People may not sue generic drug makers under state laws if they believe a generic drug label failed to adequately warn of side effects, the US Supreme Court narrowly ruled on Thursday.
The 5-4 ruling handed a victory to drug makers Teva Pharmaceutical Industries Ltd of Israel, the US company Mylan Inc and Actavis Inc of Iceland by blocking three consolidated lawsuits against them.
Plaintiffs had argued that they suffered a neurological disorder called tardive dyskinesia after taking the generic anti-heartburn drug metoclopramide (Reglan, Metozolv) that was not adequately labeled to warn of it.

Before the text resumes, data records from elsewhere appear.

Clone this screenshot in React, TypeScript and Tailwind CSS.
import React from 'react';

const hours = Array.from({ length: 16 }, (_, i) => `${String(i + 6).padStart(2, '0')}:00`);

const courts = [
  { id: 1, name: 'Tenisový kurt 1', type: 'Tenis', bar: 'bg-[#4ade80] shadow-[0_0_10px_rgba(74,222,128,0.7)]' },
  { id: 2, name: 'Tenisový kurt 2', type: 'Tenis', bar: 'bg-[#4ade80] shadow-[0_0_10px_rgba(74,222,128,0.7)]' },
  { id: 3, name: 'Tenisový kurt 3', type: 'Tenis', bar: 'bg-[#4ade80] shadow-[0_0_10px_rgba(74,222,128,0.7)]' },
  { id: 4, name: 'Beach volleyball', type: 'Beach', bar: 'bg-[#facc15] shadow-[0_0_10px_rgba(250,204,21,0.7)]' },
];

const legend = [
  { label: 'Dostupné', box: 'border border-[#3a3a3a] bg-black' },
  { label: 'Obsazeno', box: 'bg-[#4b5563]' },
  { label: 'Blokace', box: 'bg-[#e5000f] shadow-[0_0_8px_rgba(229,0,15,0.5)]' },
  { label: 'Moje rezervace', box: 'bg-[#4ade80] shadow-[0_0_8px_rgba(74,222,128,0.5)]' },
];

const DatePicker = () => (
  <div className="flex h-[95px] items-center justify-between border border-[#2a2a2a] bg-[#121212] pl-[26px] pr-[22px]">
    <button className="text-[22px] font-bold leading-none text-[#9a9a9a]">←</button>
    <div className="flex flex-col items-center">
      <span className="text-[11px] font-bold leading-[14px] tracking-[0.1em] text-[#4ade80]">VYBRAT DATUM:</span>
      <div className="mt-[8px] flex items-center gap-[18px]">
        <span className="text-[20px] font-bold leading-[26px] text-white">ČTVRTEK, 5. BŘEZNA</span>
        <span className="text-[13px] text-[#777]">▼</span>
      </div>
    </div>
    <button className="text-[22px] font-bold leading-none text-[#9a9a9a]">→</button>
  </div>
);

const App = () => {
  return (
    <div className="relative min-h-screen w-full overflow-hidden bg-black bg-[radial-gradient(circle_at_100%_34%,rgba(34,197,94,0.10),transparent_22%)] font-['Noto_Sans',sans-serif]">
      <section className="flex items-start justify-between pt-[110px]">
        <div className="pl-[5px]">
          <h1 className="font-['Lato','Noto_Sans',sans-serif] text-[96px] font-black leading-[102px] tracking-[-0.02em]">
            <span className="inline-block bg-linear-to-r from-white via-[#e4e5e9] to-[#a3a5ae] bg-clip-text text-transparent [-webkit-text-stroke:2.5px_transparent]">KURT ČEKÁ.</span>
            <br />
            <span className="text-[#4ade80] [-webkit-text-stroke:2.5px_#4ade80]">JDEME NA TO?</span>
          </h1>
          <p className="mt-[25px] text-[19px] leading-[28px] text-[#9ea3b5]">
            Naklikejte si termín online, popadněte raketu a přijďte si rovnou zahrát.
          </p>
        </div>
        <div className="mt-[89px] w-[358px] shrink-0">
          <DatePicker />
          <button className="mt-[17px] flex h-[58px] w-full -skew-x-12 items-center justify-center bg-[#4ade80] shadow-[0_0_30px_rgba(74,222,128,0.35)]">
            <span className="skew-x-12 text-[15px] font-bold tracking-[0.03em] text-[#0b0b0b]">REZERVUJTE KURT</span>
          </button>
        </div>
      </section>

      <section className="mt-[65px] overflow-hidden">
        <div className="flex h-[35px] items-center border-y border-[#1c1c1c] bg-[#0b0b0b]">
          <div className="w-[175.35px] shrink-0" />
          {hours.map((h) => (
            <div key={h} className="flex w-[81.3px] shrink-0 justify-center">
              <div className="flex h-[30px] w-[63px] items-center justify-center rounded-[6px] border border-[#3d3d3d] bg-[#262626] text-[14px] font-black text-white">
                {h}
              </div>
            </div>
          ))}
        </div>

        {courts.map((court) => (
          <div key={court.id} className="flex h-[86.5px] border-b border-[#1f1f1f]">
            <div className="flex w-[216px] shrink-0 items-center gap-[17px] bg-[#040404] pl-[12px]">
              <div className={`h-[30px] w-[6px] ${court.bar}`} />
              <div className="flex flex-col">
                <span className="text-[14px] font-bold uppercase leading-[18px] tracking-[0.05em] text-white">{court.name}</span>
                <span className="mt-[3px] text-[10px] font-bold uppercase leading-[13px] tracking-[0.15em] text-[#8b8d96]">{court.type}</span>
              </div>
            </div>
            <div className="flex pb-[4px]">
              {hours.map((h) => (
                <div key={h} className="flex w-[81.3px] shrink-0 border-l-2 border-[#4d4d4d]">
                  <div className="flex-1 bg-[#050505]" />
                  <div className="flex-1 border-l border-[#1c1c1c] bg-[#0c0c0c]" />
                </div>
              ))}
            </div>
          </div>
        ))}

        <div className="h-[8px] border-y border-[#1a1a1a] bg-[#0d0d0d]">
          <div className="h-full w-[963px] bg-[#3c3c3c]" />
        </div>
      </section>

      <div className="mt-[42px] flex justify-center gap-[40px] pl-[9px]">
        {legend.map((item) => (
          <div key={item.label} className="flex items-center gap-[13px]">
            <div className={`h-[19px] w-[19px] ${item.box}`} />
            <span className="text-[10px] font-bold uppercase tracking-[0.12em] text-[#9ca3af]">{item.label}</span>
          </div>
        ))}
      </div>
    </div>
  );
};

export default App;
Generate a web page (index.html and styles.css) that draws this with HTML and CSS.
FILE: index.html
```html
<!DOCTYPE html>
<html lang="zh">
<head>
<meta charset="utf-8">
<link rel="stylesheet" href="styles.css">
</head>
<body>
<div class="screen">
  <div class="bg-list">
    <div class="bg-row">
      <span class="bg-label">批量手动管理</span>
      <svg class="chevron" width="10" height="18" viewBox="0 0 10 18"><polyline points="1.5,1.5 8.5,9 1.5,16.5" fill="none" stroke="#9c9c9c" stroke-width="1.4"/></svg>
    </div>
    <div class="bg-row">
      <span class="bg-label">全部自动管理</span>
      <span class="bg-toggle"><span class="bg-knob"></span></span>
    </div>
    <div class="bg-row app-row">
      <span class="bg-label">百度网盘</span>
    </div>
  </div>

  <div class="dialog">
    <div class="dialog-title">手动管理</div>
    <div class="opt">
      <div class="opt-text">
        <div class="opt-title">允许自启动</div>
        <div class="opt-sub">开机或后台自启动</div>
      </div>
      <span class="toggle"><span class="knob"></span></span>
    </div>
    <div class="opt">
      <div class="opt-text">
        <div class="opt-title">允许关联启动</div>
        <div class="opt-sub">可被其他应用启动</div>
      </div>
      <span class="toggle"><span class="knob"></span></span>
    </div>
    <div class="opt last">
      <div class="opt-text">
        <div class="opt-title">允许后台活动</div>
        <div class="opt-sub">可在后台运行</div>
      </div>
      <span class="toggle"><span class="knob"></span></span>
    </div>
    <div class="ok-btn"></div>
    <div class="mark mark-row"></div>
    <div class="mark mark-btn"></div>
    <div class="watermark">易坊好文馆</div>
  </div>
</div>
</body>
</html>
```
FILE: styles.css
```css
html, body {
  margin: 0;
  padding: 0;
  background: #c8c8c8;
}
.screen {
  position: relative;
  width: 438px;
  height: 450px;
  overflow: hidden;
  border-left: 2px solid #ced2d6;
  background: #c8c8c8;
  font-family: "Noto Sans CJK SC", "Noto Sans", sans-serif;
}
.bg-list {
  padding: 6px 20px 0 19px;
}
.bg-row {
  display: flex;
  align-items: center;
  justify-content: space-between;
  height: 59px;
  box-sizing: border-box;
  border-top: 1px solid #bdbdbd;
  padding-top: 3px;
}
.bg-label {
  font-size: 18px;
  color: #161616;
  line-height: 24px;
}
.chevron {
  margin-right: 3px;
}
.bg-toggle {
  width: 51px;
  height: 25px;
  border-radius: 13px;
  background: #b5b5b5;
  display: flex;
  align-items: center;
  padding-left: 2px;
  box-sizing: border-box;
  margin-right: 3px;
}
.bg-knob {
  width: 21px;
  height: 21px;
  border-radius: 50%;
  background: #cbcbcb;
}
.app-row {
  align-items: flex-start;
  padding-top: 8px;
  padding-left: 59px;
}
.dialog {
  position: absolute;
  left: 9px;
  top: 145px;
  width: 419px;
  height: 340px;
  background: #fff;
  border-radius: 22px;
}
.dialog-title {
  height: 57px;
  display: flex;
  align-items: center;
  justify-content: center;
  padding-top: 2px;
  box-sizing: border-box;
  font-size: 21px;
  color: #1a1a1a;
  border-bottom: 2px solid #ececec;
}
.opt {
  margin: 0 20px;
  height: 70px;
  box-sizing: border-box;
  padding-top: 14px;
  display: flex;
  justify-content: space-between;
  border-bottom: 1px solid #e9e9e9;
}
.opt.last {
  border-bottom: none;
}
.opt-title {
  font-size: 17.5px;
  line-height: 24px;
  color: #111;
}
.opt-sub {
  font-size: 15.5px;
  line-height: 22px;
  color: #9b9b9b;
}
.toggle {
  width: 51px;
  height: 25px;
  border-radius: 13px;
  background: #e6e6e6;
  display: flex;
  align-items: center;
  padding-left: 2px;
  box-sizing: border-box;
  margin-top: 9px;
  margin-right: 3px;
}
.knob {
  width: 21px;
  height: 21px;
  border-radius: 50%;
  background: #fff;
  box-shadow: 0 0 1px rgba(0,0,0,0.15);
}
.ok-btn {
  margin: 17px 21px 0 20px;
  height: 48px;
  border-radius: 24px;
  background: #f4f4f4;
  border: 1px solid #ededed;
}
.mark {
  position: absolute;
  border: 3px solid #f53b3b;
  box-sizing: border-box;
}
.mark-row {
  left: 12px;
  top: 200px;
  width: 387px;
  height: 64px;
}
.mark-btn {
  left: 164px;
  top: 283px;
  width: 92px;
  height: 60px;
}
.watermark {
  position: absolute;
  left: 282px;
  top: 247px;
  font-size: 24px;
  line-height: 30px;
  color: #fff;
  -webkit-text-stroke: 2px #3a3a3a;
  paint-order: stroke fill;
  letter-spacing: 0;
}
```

They sued the generic manufacturers under state tort laws that said the companies should have taken steps to protect consumers.
However the US high court said that federal laws require generic drugs to have the same labels as the brand names they copy, so courts could not demand they meet a different state standard at the same time.
As studies began to show that people who took the drugs for long periods were more likely to develop the serious and irreversible muscle disorder which makes movement difficult and painful, federal regulators oversaw a series of stronger warning labels, implemented in 2004 and 2009.
The plaintiffs were prescribed the generic drug for Reglan in 2001 and 2002, before the brand name labels were changed.
In 2009, the Food and Drug Adminstration ordered a black box warning on labels that "metoclopramide can cause tardive dyskinesia, a serious movement disorder that is often irreversible... treatment with metoclopramide for longer than 12 weeks should be avoided in all but rare cases."
But the court ruled that since federal and state regulations were in conflict, the federal laws must hold.
"State tort law places a duty directly on all drug manufacturers to adequately and safely label their products," said the decision read by Justice Clarence Thomas.
"If the manufacturers had independently changed their labels to satisfy their state-law duty, they would have violated federal law.
"Thus, it was impossible for the manufacturers to comply with both their state-law duty to change the label and their federal law duty to keep the label the same."
The four liberal justices -- Sonia Sotomayor, Ruth Bader Ginsburg, Elena Kagan and Stephen Breyer -- dissented.
"As a result of today's decision, whether a consumer harmed by inadequate warnings can obtain relief turns solely on the happenstance of whether her pharmacist filled her prescription with a brand-name or generic drug," said Sotomayor.